## WHAT IS ASKED
Omit the pictures, then reproduce every remaining record exactly.

## INPUT
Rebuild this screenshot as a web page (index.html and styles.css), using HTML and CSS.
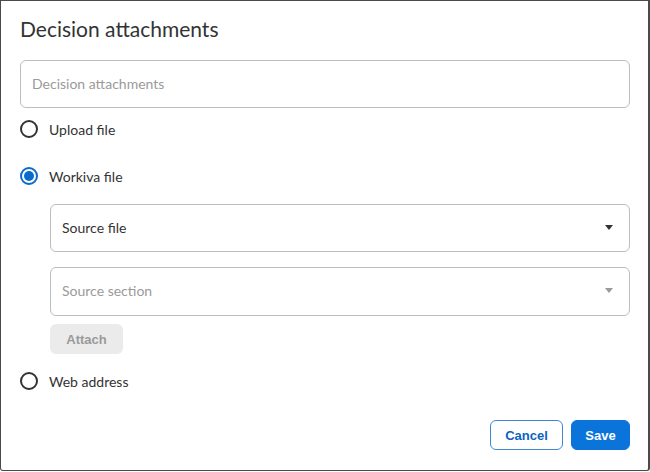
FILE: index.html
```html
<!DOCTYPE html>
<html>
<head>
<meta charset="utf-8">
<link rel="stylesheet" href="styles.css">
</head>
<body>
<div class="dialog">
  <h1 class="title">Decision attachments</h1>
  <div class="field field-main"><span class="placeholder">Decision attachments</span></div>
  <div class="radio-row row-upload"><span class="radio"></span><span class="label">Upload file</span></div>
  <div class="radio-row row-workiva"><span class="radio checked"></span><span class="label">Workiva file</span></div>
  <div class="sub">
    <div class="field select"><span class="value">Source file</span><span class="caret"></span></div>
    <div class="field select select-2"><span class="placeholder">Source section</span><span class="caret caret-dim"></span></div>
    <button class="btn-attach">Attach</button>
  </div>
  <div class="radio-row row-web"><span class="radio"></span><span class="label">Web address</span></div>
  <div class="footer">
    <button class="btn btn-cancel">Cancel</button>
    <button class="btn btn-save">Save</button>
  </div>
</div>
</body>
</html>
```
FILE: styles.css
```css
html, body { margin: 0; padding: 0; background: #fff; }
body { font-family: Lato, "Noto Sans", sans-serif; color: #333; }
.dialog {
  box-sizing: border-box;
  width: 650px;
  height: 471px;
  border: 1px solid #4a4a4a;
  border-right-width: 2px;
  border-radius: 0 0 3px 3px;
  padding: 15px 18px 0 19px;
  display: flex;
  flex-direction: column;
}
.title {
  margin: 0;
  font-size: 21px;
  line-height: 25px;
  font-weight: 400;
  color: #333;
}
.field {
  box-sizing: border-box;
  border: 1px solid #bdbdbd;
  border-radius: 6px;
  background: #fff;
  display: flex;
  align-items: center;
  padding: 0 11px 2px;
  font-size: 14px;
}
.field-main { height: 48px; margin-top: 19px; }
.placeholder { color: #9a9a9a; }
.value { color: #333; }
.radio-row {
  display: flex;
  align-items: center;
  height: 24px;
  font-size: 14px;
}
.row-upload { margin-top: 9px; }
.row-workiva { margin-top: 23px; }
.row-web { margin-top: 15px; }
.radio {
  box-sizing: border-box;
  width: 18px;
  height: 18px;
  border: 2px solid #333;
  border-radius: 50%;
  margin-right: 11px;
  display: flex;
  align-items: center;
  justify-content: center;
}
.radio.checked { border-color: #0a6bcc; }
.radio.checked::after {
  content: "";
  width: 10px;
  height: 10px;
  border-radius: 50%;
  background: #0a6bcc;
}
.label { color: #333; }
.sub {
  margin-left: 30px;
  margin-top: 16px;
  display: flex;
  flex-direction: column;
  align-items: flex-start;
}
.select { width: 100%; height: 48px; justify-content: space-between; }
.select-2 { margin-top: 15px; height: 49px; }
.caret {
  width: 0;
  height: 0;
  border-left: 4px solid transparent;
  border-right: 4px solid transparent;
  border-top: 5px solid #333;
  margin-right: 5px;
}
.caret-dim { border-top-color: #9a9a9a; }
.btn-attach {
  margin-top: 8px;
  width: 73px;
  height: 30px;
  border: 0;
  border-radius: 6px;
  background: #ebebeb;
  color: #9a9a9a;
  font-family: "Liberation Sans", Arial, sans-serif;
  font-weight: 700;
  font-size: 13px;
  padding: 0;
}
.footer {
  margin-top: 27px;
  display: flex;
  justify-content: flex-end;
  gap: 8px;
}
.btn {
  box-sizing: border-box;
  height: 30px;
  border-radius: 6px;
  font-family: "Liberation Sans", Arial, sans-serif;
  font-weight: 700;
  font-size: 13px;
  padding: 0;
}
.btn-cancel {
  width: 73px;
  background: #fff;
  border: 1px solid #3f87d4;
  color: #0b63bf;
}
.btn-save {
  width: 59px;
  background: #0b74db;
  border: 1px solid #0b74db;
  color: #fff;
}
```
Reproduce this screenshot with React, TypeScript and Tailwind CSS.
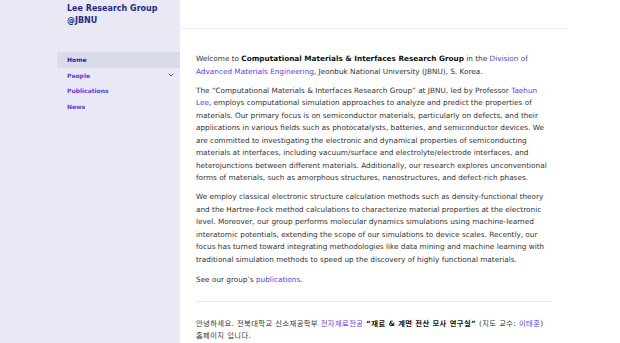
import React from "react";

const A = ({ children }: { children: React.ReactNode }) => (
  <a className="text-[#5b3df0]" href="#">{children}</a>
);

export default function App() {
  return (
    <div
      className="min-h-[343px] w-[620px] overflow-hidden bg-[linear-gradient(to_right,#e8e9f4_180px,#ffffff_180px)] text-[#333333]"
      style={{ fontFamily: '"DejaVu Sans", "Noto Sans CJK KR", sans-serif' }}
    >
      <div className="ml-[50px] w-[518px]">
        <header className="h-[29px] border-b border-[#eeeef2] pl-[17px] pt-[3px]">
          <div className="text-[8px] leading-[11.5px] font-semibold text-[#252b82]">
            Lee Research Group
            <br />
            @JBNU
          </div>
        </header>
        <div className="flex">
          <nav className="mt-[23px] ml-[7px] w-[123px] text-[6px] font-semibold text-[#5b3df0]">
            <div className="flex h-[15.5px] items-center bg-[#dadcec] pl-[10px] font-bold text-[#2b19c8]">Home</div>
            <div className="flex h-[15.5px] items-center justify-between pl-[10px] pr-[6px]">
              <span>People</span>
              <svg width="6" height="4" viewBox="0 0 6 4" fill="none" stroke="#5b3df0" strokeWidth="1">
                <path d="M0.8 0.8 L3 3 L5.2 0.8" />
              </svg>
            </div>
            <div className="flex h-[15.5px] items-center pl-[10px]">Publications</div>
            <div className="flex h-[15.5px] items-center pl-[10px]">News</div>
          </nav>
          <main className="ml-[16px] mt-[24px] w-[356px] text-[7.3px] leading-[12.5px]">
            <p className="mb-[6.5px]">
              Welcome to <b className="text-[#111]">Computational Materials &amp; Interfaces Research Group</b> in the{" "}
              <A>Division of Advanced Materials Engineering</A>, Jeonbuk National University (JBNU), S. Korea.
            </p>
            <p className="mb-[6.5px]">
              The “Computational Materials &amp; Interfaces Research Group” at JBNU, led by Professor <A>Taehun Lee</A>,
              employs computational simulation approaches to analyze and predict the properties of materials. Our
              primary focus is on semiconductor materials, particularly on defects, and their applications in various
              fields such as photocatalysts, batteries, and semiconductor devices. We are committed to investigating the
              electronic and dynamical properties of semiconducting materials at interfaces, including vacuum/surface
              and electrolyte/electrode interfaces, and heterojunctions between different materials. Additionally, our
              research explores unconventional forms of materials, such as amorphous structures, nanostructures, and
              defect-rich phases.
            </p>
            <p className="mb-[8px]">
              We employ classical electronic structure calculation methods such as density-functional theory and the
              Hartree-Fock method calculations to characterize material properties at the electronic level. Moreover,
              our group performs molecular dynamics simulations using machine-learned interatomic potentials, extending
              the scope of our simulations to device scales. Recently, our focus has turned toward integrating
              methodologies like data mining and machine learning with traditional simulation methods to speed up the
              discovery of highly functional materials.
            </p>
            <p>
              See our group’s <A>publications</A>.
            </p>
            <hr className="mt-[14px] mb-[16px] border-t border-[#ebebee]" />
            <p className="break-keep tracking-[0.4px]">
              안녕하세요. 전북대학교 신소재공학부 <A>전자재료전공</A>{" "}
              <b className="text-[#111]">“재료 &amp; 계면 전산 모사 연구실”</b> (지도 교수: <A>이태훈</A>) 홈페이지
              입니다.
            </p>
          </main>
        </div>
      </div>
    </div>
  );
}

## RESULT OF THIS TASK
Rebuild this screenshot as a web page (index.html and styles.css), using HTML and CSS.
FILE: index.html
```html
<!DOCTYPE html>
<html>
<head>
<meta charset="utf-8">
<link rel="stylesheet" href="styles.css">
</head>
<body>
<div class="dialog">
  <h1 class="title">Decision attachments</h1>
  <div class="field field-main"><span class="placeholder">Decision attachments</span></div>
  <div class="radio-row row-upload"><span class="radio"></span><span class="label">Upload file</span></div>
  <div class="radio-row row-workiva"><span class="radio checked"></span><span class="label">Workiva file</span></div>
  <div class="sub">
    <div class="field select"><span class="value">Source file</span><span class="caret"></span></div>
    <div class="field select select-2"><span class="placeholder">Source section</span><span class="caret caret-dim"></span></div>
    <button class="btn-attach">Attach</button>
  </div>
  <div class="radio-row row-web"><span class="radio"></span><span class="label">Web address</span></div>
  <div class="footer">
    <button class="btn btn-cancel">Cancel</button>
    <button class="btn btn-save">Save</button>
  </div>
</div>
</body>
</html>
```
FILE: styles.css
```css
html, body { margin: 0; padding: 0; background: #fff; }
body { font-family: Lato, "Noto Sans", sans-serif; color: #333; }
.dialog {
  box-sizing: border-box;
  width: 650px;
  height: 471px;
  border: 1px solid #4a4a4a;
  border-right-width: 2px;
  border-radius: 0 0 3px 3px;
  padding: 15px 18px 0 19px;
  display: flex;
  flex-direction: column;
}
.title {
  margin: 0;
  font-size: 21px;
  line-height: 25px;
  font-weight: 400;
  color: #333;
}
.field {
  box-sizing: border-box;
  border: 1px solid #bdbdbd;
  border-radius: 6px;
  background: #fff;
  display: flex;
  align-items: center;
  padding: 0 11px 2px;
  font-size: 14px;
}
.field-main { height: 48px; margin-top: 19px; }
.placeholder { color: #9a9a9a; }
.value { color: #333; }
.radio-row {
  display: flex;
  align-items: center;
  height: 24px;
  font-size: 14px;
}
.row-upload { margin-top: 9px; }
.row-workiva { margin-top: 23px; }
.row-web { margin-top: 15px; }
.radio {
  box-sizing: border-box;
  width: 18px;
  height: 18px;
  border: 2px solid #333;
  border-radius: 50%;
  margin-right: 11px;
  display: flex;
  align-items: center;
  justify-content: center;
}
.radio.checked { border-color: #0a6bcc; }
.radio.checked::after {
  content: "";
  width: 10px;
  height: 10px;
  border-radius: 50%;
  background: #0a6bcc;
}
.label { color: #333; }
.sub {
  margin-left: 30px;
  margin-top: 16px;
  display: flex;
  flex-direction: column;
  align-items: flex-start;
}
.select { width: 100%; height: 48px; justify-content: space-between; }
.select-2 { margin-top: 15px; height: 49px; }
.caret {
  width: 0;
  height: 0;
  border-left: 4px solid transparent;
  border-right: 4px solid transparent;
  border-top: 5px solid #333;
  margin-right: 5px;
}
.caret-dim { border-top-color: #9a9a9a; }
.btn-attach {
  margin-top: 8px;
  width: 73px;
  height: 30px;
  border: 0;
  border-radius: 6px;
  background: #ebebeb;
  color: #9a9a9a;
  font-family: "Liberation Sans", Arial, sans-serif;
  font-weight: 700;
  font-size: 13px;
  padding: 0;
}
.footer {
  margin-top: 27px;
  display: flex;
  justify-content: flex-end;
  gap: 8px;
}
.btn {
  box-sizing: border-box;
  height: 30px;
  border-radius: 6px;
  font-family: "Liberation Sans", Arial, sans-serif;
  font-weight: 700;
  font-size: 13px;
  padding: 0;
}
.btn-cancel {
  width: 73px;
  background: #fff;
  border: 1px solid #3f87d4;
  color: #0b63bf;
}
.btn-save {
  width: 59px;
  background: #0b74db;
  border: 1px solid #0b74db;
  color: #fff;
}
```
Reproduce this screenshot with React, TypeScript and Tailwind CSS.
import React from "react";

const A = ({ children }: { children: React.ReactNode }) => (
  <a className="text-[#5b3df0]" href="#">{children}</a>
);

export default function App() {
  return (
    <div
      className="min-h-[343px] w-[620px] overflow-hidden bg-[linear-gradient(to_right,#e8e9f4_180px,#ffffff_180px)] text-[#333333]"
      style={{ fontFamily: '"DejaVu Sans", "Noto Sans CJK KR", sans-serif' }}
    >
      <div className="ml-[50px] w-[518px]">
        <header className="h-[29px] border-b border-[#eeeef2] pl-[17px] pt-[3px]">
          <div className="text-[8px] leading-[11.5px] font-semibold text-[#252b82]">
            Lee Research Group
            <br />
            @JBNU
          </div>
        </header>
        <div className="flex">
          <nav className="mt-[23px] ml-[7px] w-[123px] text-[6px] font-semibold text-[#5b3df0]">
            <div className="flex h-[15.5px] items-center bg-[#dadcec] pl-[10px] font-bold text-[#2b19c8]">Home</div>
            <div className="flex h-[15.5px] items-center justify-between pl-[10px] pr-[6px]">
              <span>People</span>
              <svg width="6" height="4" viewBox="0 0 6 4" fill="none" stroke="#5b3df0" strokeWidth="1">
                <path d="M0.8 0.8 L3 3 L5.2 0.8" />
              </svg>
            </div>
            <div className="flex h-[15.5px] items-center pl-[10px]">Publications</div>
            <div className="flex h-[15.5px] items-center pl-[10px]">News</div>
          </nav>
          <main className="ml-[16px] mt-[24px] w-[356px] text-[7.3px] leading-[12.5px]">
            <p className="mb-[6.5px]">
              Welcome to <b className="text-[#111]">Computational Materials &amp; Interfaces Research Group</b> in the{" "}
              <A>Division of Advanced Materials Engineering</A>, Jeonbuk National University (JBNU), S. Korea.
            </p>
            <p className="mb-[6.5px]">
              The “Computational Materials &amp; Interfaces Research Group” at JBNU, led by Professor <A>Taehun Lee</A>,
              employs computational simulation approaches to analyze and predict the properties of materials. Our
              primary focus is on semiconductor materials, particularly on defects, and their applications in various
              fields such as photocatalysts, batteries, and semiconductor devices. We are committed to investigating the
              electronic and dynamical properties of semiconducting materials at interfaces, including vacuum/surface
              and electrolyte/electrode interfaces, and heterojunctions between different materials. Additionally, our
              research explores unconventional forms of materials, such as amorphous structures, nanostructures, and
              defect-rich phases.
            </p>
            <p className="mb-[8px]">
              We employ classical electronic structure calculation methods such as density-functional theory and the
              Hartree-Fock method calculations to characterize material properties at the electronic level. Moreover,
              our group performs molecular dynamics simulations using machine-learned interatomic potentials, extending
              the scope of our simulations to device scales. Recently, our focus has turned toward integrating
              methodologies like data mining and machine learning with traditional simulation methods to speed up the
              discovery of highly functional materials.
            </p>
            <p>
              See our group’s <A>publications</A>.
            </p>
            <hr className="mt-[14px] mb-[16px] border-t border-[#ebebee]" />
            <p className="break-keep tracking-[0.4px]">
              안녕하세요. 전북대학교 신소재공학부 <A>전자재료전공</A>{" "}
              <b className="text-[#111]">“재료 &amp; 계면 전산 모사 연구실”</b> (지도 교수: <A>이태훈</A>) 홈페이지
              입니다.
            </p>
          </main>
        </div>
      </div>
    </div>
  );
}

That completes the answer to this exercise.